Bush announced that he will ask the Congress for $87
billion to pay for the costs of military and intelligence
operations in Iraq, Afghanistan and elsewhere over the
next year, and to help pay for rebuilding those nations."
[Italics, JO]
A
recent comprehensive survey concludes that the
Americans do not feel more safe with their government's
war on terrorism. 76 per cent say that over the last two
years they have not come to feel safer..
This bodes ill for the US and for the world. The Bush
regime isn't reducing terrorism, it is
boosting it!
9. This is the
sheer production of fear
The real world seems to matter less and less in
Washington. What counts is virtual, imagined
fantasy-politics and (self)deceptive information.
Policies are no longer rooted in a reasoned, commonly
shared perception of reality. This isn't healthy. It
borders on the paranoid, autistic and on sadism in that
it seeks to purify - violently - the whole world from
some imagined, self-defined and psychologically projected
Evil. It courts megalomania or omnipotence in that it
insists that it can do everything alone, even in the face
of world disagreement.
Consequently, the regime must keep a lot secret from
its own citizens, since the regime is fighting not a
well-defined outer enemy à la the Soviet Union but
a generalised evil-doer lurking around every corner at
home and everywhere Americans go abroad. It creates fear,
its scares, it silences. And it disciplines: beware of
what you do and say and to whom! As is so vividly
depicted in Michael Moore's movie Bowling for
Columbine - this type of psycho-policy is
intended to make people believe in and protect
themselves by whatever violent means. And if you fight to
kill Evil, or feel threatened by it, no means is
illegitimate, no sacrifice too big.
10. It was not only
an American tragedy
People of 36 nationalities died on September 11. 209
or 7 per cent of them held non-US citizenship; the
largest losses were British, Japanese, Columbian,
Jamaican, Mexican and Filipino citizens. See the
official
September 11 website for details. While it was not
only an American tragedy, the US monopolised the
mourning.
Europeans observed three minutes of silence for the
victims of September 11. That was a beautiful gesture.

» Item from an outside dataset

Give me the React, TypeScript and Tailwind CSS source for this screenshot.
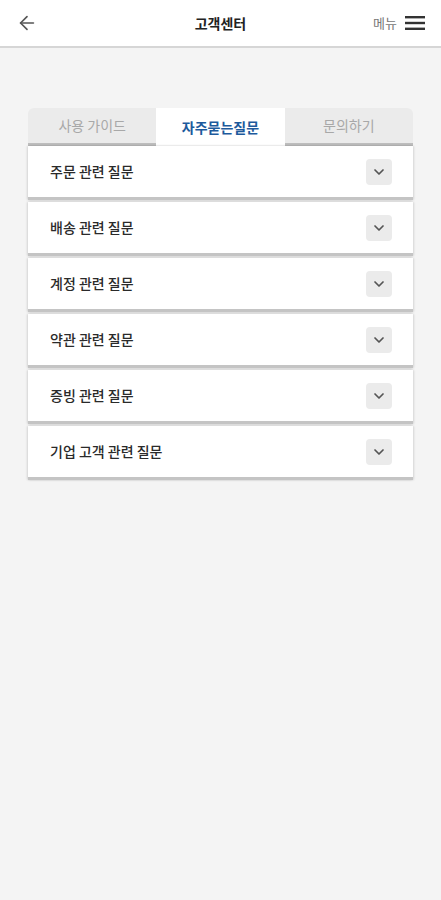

But why not something similar for the 20,000 lives lost
in the earthquake in India? For the 100,000 dead in the
civil war in Algeria? For the 1 million victims of
genocide in Rwanda and Burundi, or the 500 (at least)
innocent people in Serbia-Kosovo who died under NATO's
bombs? And what about the innocent victims in Afghanistan
and now Iraq?
Would Americans feel that we sympathised less with
them if we expressed our compassion and sympathy also
with other innocent victims?
11. September 11
requires honest definitions of the concept of
terrorism
"Unless we are consistent and self-critical in our use
of language we invite the very violence we deplore,"
writes Richard Falk, professor emeritus at Princeton
University and TFF associate in his excellent book on
Revolutionaries
and Functionaries. The Dual Face of Terrorism
(1988).
State Department, for instance, defines terrorism in
these three points: "The term "terrorism" means
premeditated, politically motivated violence perpetrated
against noncombatant targets by subnational groups or
clandestine agents, usually intended to influence an
audience. b) The term "international terrorism" means
terrorism involving citizens or the territory of more
than one country. c) The term "terrorist group" means any
group practicing, or that has significant subgroups that
practice, international terrorism."
This states that only subnational groups can
practise terrorism; in other words, state organs or
governments can not (but governments can finance, offer
protection etc to terrorists). We find this
definition utterly deficient and misleading. A government
can certainly terrorise its own noncombatant/ innocent
citizens as well as citizens in another state. And there
is no doubt that governmental terrorism historically has
caused the death of many more people than subnational,
small-group terrorism. Furthermore, the concept of
"balance of terror" is an integral part of the strategic
doctrine of all nuclear weapons states and
signifies with precision that the use of nuclear weapons
would be terror against innocent noncombatants.
There seems to be a rather broad consensus that a
definition of terrorism must focus on the targeting of
innocent people, people who are not party to a
conflict and who are not combatants. Taking it from
there, other elements must be included. Richard Falk
states that "Terrorism
designates any type of
political violence that lacks an adequate
moral and legal justification,
regardless of whether the actor is a revolutionary group
or a government." And he adds, "What is disturbing
about the phenomenon of terrorism is its normality
within our own culture. From this perspective, we are
virtually all terrorists, at least in the passive sense
of endorsing or at least acquiescing in indiscriminate
violence against enemies
"
Falk elaborates further: "So long as terrorist methods
are relied upon by states to avoid defeat or hasten
victory in war, bolstered by the claim of
saving lives, terrorists of all persuasions gain
validation
"
"in the end, our response to
terrorism is a challenge to our sprit as a people
and as an organised society. The roots of
terrorism are deeply embedded in the soil of
deprivation and depravity that are both
part of our social fabric. Terrorists, as practitioners
of indiscriminate and impermissible violence, are
prominent among both those who are ultimate
outsiders and those who are our biggest
winners
[italics added].
True indeed. At the 2nd anniversary of the terrible
attack on the US, we shall express our anger at
the cruel deed and our solidarity with the bereaved. But
tomorrow, again, we must keep on insisting that the Bush
regime has not even begun to understand terrorism as such
or the ways in which terrorism challenges our spirit, our
societies and cultures. Instead, it seems to root its
post-September 11 policies in depravity, i.e. in
terrorist counter-terrorism that has killed many
more innocent people and created much more hate and
fear.
It invites "the violence we deplore." And thus,
perhaps, we drift toward unparalleled catastrophe.